WHAT YOU ARE ASKED TO DO – Copy from the first line below down to and including the line with "flex h-full flex-col". Skip the pictures.

Start of AVAILABLE DATA

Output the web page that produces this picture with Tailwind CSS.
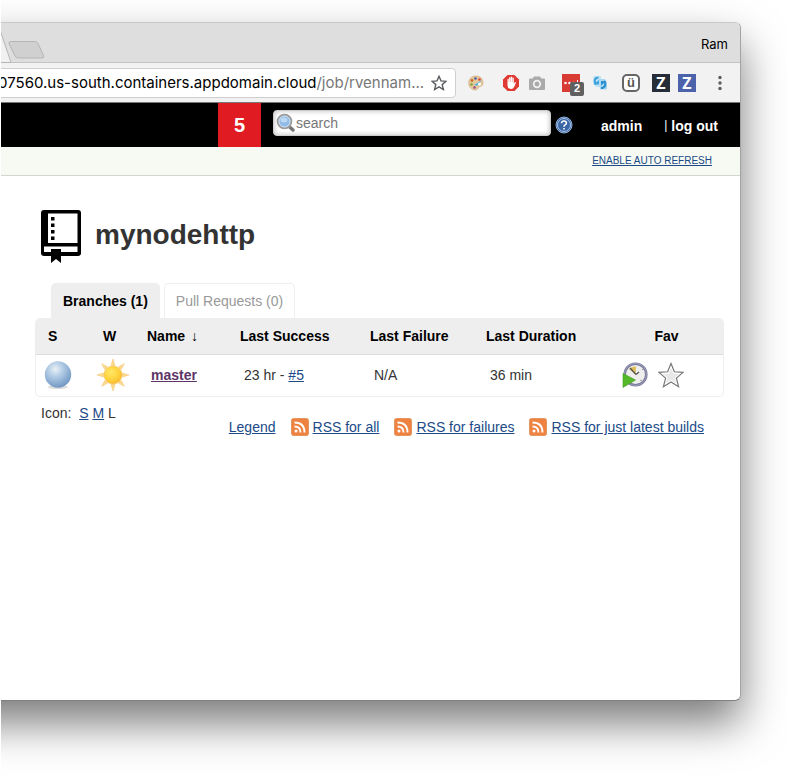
<!DOCTYPE html>
<html lang="en">
<head>
    <meta charset="UTF-8">
    <meta name="viewport" content="width=device-width, initial-scale=1.0">
    <title>mynodehttp [Jenkins]</title>
    <script src="https://cdn.jsdelivr.net/npm/@tailwindcss/browser@4"></script>
</head>
<body class="bg-white font-['Liberation_Sans',Arial,sans-serif] text-sm text-[#333]">
<div class="ml-px h-screen overflow-hidden pt-[22px] pr-[46px] pb-[74px]">
    <!-- Browser window, runs past the left edge -->
    <div class="-ml-24 flex h-full flex-col overflow-hidden rounded-md border border-l-0 border-t-[#c8c8c8] border-r-[#a3a3a3] border-b-[#808080] bg-white pl-24 shadow-[0_22px_44px_rgba(0,0,0,0.52)]">

        <!-- Tab strip -->
        <div class="-ml-24 flex h-10 shrink-0 items-center justify-between border-b border-[#c3c3c3] bg-[#dedede] pl-24">
            <svg class="h-10 w-12" viewBox="0 0 48 40" fill="none" stroke="#b5b5b5">
                <path d="M-2 4L10 39.500H-2z" fill="#f1f1f1"/>
                <path d="M9.500 18.500H34q2 0 3 2l5.500 12q1 2.500-1.500 2.500H17q-2 0-3-2L8 20.500q-.5-2 1.500-2z" fill="#d0d0d0"/>
            </svg>
            <span class="pt-1 pr-3 font-[Inter,sans-serif] text-[13px] text-black">Ram</span>
        </div>

        <!-- Address bar -->
        <div class="-ml-24 flex h-10 shrink-0 items-center border-b border-[#777] bg-[#f2f2f2] pr-4 pl-24">
            <div class="-ml-2 flex h-[30px] w-[463px] shrink-0 items-center justify-between rounded-sm border border-[#cfcfcf] bg-white pr-2 pl-1 font-[Inter,sans-serif] text-[15px] whitespace-nowrap text-black">
                <span>07560.us-south.containers.appdomain.cloud<span class="text-[#777]">/job/rvennam...</span></span>
                <svg class="size-4" viewBox="0 0 16 16" fill="none" stroke="#5a5d62" stroke-width="1.4"><path d="M8 1.300l2 4.600 5 .4-3.800 3.300 1.200 4.900L8 11.900l-4.400 2.600 1.200-4.900L1 6.300l5-.4z"/></svg>
            </div>
            <div class="flex grow items-center gap-3 pl-3">
                <svg class="size-4" viewBox="0 0 16 16">
                    <path d="M8 1C3 1 .5 4.500.7 8.500.9 12.500 4 15 7.500 15c2.500 0 2-2 3.500-3s4-.5 4-4C15 3.500 12 1 8 1z" fill="#e6c99a" stroke="#c9a878" stroke-width=".6"/>
                    <circle cx="4" cy="5.500" r="1.400" fill="#c96b2c"/><circle cx="7.500" cy="3.500" r="1.300" fill="#4a5cae"/><circle cx="11.500" cy="4.500" r="1.300" fill="#d8453c"/><circle cx="3.500" cy="9.500" r="1.300" fill="#7aa63c"/><circle cx="6.500" cy="12.500" r="1.300" fill="#a04a8a"/>
                    <path d="M14 5L6 10l3 1z" fill="#5fb3dc"/><circle cx="11.500" cy="9" r="1.500" fill="#fff"/>
                </svg>
                <div class="ml-1.5 flex items-center gap-2">
                    <svg class="size-[18px]" viewBox="0 0 18 18">
                        <path d="M5.500 1h7L17 5.500v7L12.500 17h-7L1 12.500v-7z" fill="#e03a35"/>
                        <path d="M5.500 9V5.200q.7-.9 1.300 0V8h.3V3.600q.7-.9 1.400 0V8h.3V3q.7-.8 1.400 0v5h.3V4q.7-.9 1.300 0v5.800l1-1.600q.9-.6 1.200.3l-1.600 4Q11 15 9.200 15 5.500 15 5.500 11.500z" fill="#fff"/>
                    </svg>
                    <svg class="size-[18px]" viewBox="0 0 18 18">
                        <path d="M6 2.500h6l1.300 2H16q1 0 1 1V15q0 1-1 1H2q-1 0-1-1V5.500q0-1 1-1h2.700z" fill="#aaa"/>
                        <circle cx="9" cy="10" r="3.300" fill="none" stroke="#f2f2f2" stroke-width="1.700"/>
                    </svg>
                </div>
                <div class="relative ml-1 size-[18px] bg-[#d83b34]">
                    <svg class="size-[18px]" viewBox="0 0 18 18" fill="#fff"><circle cx="3.500" cy="9" r="1.300"/><circle cx="7.500" cy="9" r="1.300"/><circle cx="11.500" cy="9" r="1.300"/><path d="M15 6h1v5h-1z"/></svg>
                    <span class="absolute top-2 left-2 flex h-[14px] w-[14px] items-center justify-center rounded-xs bg-[#606060] text-[11px] font-bold text-white">2</span>
                </div>
                <svg class="size-4" viewBox="0 0 16 16">
                    <path d="M1.500 1H9v3L6.500 6 8 9v3H4L1 8z" fill="#bfe3f6"/>
                    <path d="M7 4h6l2 4v6.500H8z" fill="#a9d8f2"/>
                    <path d="M6.500 2.500C2.500 2.500 1.500 6.500 4 9.500" fill="none" stroke="#3ea2dc" stroke-width="2.200"/>
                    <path d="M1.500 9.500H7V5z" fill="#3ea2dc"/>
                    <path d="M9 13c4.500 0 5.500-4 3-7" fill="none" stroke="#2f8fd0" stroke-width="2.200"/>
                    <path d="M14.500 6H9v4.500z" fill="#2f8fd0"/>
                </svg>
                <span class="ml-0.5 flex size-[18px] items-center justify-center rounded-[5px] border-2 border-[#666] bg-white text-[13px] leading-none font-bold text-[#555]">ü</span>
                <div class="flex gap-2">
                    <span class="flex size-[18px] items-center justify-center bg-[#252d38] font-['Open_Sans',sans-serif] text-base font-bold text-white">Z</span>
                    <span class="flex size-[18px] items-center justify-center bg-[#4c62aa] font-['Open_Sans',sans-serif] text-base font-bold text-white">Z</span>
                </div>
                <svg class="ml-auto h-4 w-2" viewBox="0 0 8 16" fill="#5a5d62"><circle cx="4" cy="2.500" r="1.700"/><circle cx="4" cy="8" r="1.700"/><circle cx="4" cy="13.500" r="1.700"/></svg>
            </div>
        </div>

        <!-- Jenkins header -->
        <header class="-ml-24 flex h-11 shrink-0 items-center justify-end bg-black pr-[22px] pl-24 font-bold text-white">
            <a href="#" class="flex h-11 w-[43px] items-center justify-center bg-[#e01b22] text-xl">5</a>
            <div class="mb-1 ml-3 flex h-[26px] w-[278px] items-center rounded-sm border border-[#ccc] bg-white shadow-[inset_0_0_5px_#bbb]">
                <svg class="ml-0.5 size-5 shrink-0" viewBox="0 0 20 20">
                    <path d="M12.500 13l4.500 4" stroke="#777" stroke-width="3.500" stroke-linecap="round"/>
                    <circle cx="8.500" cy="8.500" r="6.800" fill="#8bb4e0" stroke="#999" stroke-width="2"/>
                    <circle cx="8.500" cy="8.500" r="5.500" fill="#8fb9e6" stroke="#dbe8f5"/>
                    <ellipse cx="8" cy="7" rx="3.500" ry="2.500" fill="#bcd8f3"/>
                </svg>
                <input type="text" aria-label="Search" placeholder="search" class="min-w-0 grow text-sm font-normal text-[#333] outline-none placeholder:text-[#777]">
            </div>
            <a href="#" aria-label="Help" class="ml-1">
                <svg class="size-[18px]" viewBox="0 0 18 18">
                    <circle cx="9" cy="9" r="8" fill="#3a66a5" stroke="#8fb0dc" stroke-width="1"/>
                    <circle cx="9" cy="9" r="6.500" fill="none" stroke="#c3d5ee" stroke-width=".8"/>
                    <path d="M6.500 7.200Q6.700 5 9 5t2.400 2q0 1.200-1.300 1.900Q9 9.500 9 10.700M9 12v1.600" fill="none" stroke="#fff" stroke-width="1.600"/>
                </svg>
            </a>
            <a href="#" class="ml-7 pt-0.5">admin</a>
            <span class="ml-[22px] text-xs font-normal">|</span>
            <a href="#" class="ml-1 pt-0.5">log out</a>
        </header>
        <div class="-ml-24 flex h-[29px] shrink-0 items-center justify-end border-b border-[#d3d7cf] bg-[#f6faf2] pr-7">
            <a href="#" class="text-[10px] text-[#204a87] underline">ENABLE AUTO REFRESH</a>
        </div>

        <main class="pt-[34px] pr-4 pl-[34px]">
            <div class="flex items-start gap-3.5 pl-1.5">
                <svg class="h-[53px] w-10" viewBox="0 0 40 53">
                    <path d="M3 0h34q3 0 3 3v40q0 3-3 3H3q-3 0-3-3V3q0-3 3-3z"/>
                    <path d="M7 3.500h29.500V33H7zM3 36.500h33.500V42H20v-2H10v2H3z" fill="#fff"/>
                    <path d="M10 39h10v14l-5-4-5 4zM10 7h3.500v3.500H10zM10 13.500h3.500V17H10zM10 20h3.500v3.500H10zM10 26.500h3.500V30H10z"/>
                </svg>
                <h1 class="pt-[9px] text-[28px] leading-8 font-bold">mynodehttp</h1>
            </div>

            <div class="mt-5 flex gap-1 pl-4">
                <a href="#" class="flex h-[35px] items-center rounded-t-[5px] bg-[#eee] px-3 font-bold text-black">Branches (1)</a>
                <a href="#" class="flex h-[35px] items-center rounded-t-[5px] border border-b-0 border-[#eee] px-[11px] text-[#999]">Pull Requests (0)</a>
            </div>

            <div class="overflow-hidden rounded-[5px] border border-[#eee]">
                <table class="w-full table-fixed text-left">
                    <colgroup>
                        <col class="w-[55px]"><col class="w-11"><col class="w-[93px]"><col class="w-[130px]"><col class="w-[116px]"><col class="w-[136px]"><col>
                    </colgroup>
                    <thead>
                        <tr class="h-[35px] border-b border-[#ddd] bg-[#eee] text-black">
                            <th class="pl-3">S</th>
                            <th class="pl-3">W</th>
                            <th class="pl-3">Name <span class="pl-0.5 font-normal">↓</span></th>
                            <th class="pl-3">Last Success</th>
                            <th class="pl-3">Last Failure</th>
                            <th class="pl-3">Last Duration</th>
                            <th class="text-center">Fav</th>
                        </tr>
                    </thead>
                    <tbody>
                        <tr class="h-[42px]">
                            <td class="pl-2">
                                <svg class="size-7" viewBox="0 0 28 28" role="img" aria-label="Success">
                                    <defs><radialGradient id="ball" cx=".4" cy=".3" r=".7"><stop offset="0" stop-color="#e9f1f6"/><stop offset=".45" stop-color="#adc8e3"/><stop offset="1" stop-color="#7398c4"/></radialGradient></defs>
                                    <ellipse cx="14" cy="26" rx="10" ry="2" fill="#ddd"/>
                                    <circle cx="14" cy="13.500" r="13.200" fill="url(#ball)"/>
                                </svg>
                            </td>
                            <td class="pl-1.5">
                                <svg class="size-8" viewBox="0 0 32 32" role="img" aria-label="100%">
                                    <defs><radialGradient id="sun" cx=".4" cy=".35" r=".7"><stop offset="0" stop-color="#ffe766"/><stop offset=".6" stop-color="#ffd23c"/><stop offset="1" stop-color="#f8b62d"/></radialGradient></defs>
                                    <path d="M16 0l2 6.500h-4zM16 32l2-6.500h-4zM0 16l6.500-2v4zM32 16l-6.500-2v4zM4.700 4.700l6 3.200-2.800 2.800zM27.300 4.700l-3.200 6-2.800-2.800zM4.700 27.300l3.200-6 2.800 2.800zM27.300 27.300l-6-3.200 2.800-2.800z" fill="#fbd98c" stroke="#f6cf84" stroke-width=".7"/>
                                    <circle cx="16" cy="16" r="9" fill="url(#sun)" stroke="#f5be4a" stroke-width=".6"/>
                                </svg>
                            </td>
                            <td class="pl-4"><a href="#" class="font-bold text-[#5c3566] underline">master</a></td>
                            <td class="pl-4">23 hr - <a href="#" class="text-[#204a87] underline">#5</a></td>
                            <td class="pl-4">N/A</td>
                            <td class="pl-4">36 min</td>
                            <td class="pl-3">
                                <div class="flex items-center gap-2.5">
                                    <a href="#" aria-label="Schedule a build">
                                        <svg class="size-[26px]" viewBox="0 0 26 26">
                                            <circle cx="13.500" cy="12.500" r="10.800" fill="#eeeeec" stroke="#77779a" stroke-width="2.600"/>
                                            <circle cx="13.500" cy="12.500" r="11" fill="none" stroke="#aaaac5" stroke-width=".8"/>
                                            <path d="M13.500 12.500L7 7q3-3 7-2.500z" fill="#e0bd55"/>
                                            <path d="M8 6l6 6.500M14 12.500l3-2.500" stroke="#555" stroke-width="1.300"/>
                                            <path d="M18 18l2 1M20 8l1-1" stroke="#999"/>
                                            <path d="M1 11.500L13.500 18 1 25.500z" fill="#53b928" stroke="#3f9a20" stroke-width=".6"/>
                                        </svg>
                                    </a>
                                    <a href="#" aria-label="Favorite">
                                        <svg class="size-[26px]" viewBox="0 0 26 26">
                                            <path d="M13 1.500l3.400 8.300 8.600.6-6.600 5.700 2.200 8.600L13 20l-7.600 4.700 2.200-8.600L1 10.400l8.600-.6z" fill="#fff" stroke="#777" stroke-width="1.200"/>
                                            <path d="M13 6l2.300 5.500 5.700.5-4.400 3.800 1.500 5.500-5.100-3.200-5.100 3.200 1.500-5.500L5 12l5.700-.5z" fill="#e8e8e8"/>
                                        </svg>
                                    </a>
                                </div>
                            </td>
                        </tr>
                    </tbody>
                </table>
            </div>

            <div class="flex items-start justify-between pt-1.5 pr-5 pl-1.5 whitespace-nowrap">
                <div>Icon: &nbsp;<a href="#" class="text-[#204a87] underline">S</a> <a href="#" class="text-[#204a87] underline">M</a> L</div>
                <div class="flex gap-[15px] pt-3.5 text-[#204a87]">
                    <a href="#" class="underline">Legend</a>
                    <a href="#" class="flex items-center gap-1 underline">
                        <svg class="size-[18px]" viewBox="0 0 18 18"><rect x=".5" y=".5" width="17" height="17" rx="2" fill="#ee8240" stroke="#e59560"/><circle cx="5" cy="13" r="1.500" fill="#fff"/><path d="M3.500 8.500q6 0 6 6M3.500 4.500q10 0 10 10" fill="none" stroke="#fff" stroke-width="1.900"/></svg>
                        RSS for all
                    </a>
                    <a href="#" class="flex items-center gap-1 underline">
                        <svg class="size-[18px]" viewBox="0 0 18 18"><rect x=".5" y=".5" width="17" height="17" rx="2" fill="#ee8240" stroke="#e59560"/><circle cx="5" cy="13" r="1.500" fill="#fff"/><path d="M3.500 8.500q6 0 6 6M3.500 4.500q10 0 10 10" fill="none" stroke="#fff" stroke-width="1.900"/></svg>
                        RSS for failures
                    </a>
                    <a href="#" class="flex items-center gap-1 underline">
                        <svg class="size-[18px]" viewBox="0 0 18 18"><rect x=".5" y=".5" width="17" height="17" rx="2" fill="#ee8240" stroke="#e59560"/><circle cx="5" cy="13" r="1.500" fill="#fff"/><path d="M3.500 8.500q6 0 6 6M3.500 4.500q10 0 10 10" fill="none" stroke="#fff" stroke-width="1.900"/></svg>
                        RSS for just latest builds
                    </a>
                </div>
            </div>
        </main>
    </div>
</div>
</body>
</html>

End of AVAILABLE DATA

FINISHED ANSWER –
Output the web page that produces this picture with Tailwind CSS.
<!DOCTYPE html>
<html lang="en">
<head>
    <meta charset="UTF-8">
    <meta name="viewport" content="width=device-width, initial-scale=1.0">
    <title>mynodehttp [Jenkins]</title>
    <script src="https://cdn.jsdelivr.net/npm/@tailwindcss/browser@4"></script>
</head>
<body class="bg-white font-['Liberation_Sans',Arial,sans-serif] text-sm text-[#333]">
<div class="ml-px h-screen overflow-hidden pt-[22px] pr-[46px] pb-[74px]">
    <!-- Browser window, runs past the left edge -->
    <div class="-ml-24 flex h-full flex-col overflow-hidden rounded-md border border-l-0 border-t-[#c8c8c8] border-r-[#a3a3a3] border-b-[#808080] bg-white pl-24 shadow-[0_22px_44px_rgba(0,0,0,0.52)]">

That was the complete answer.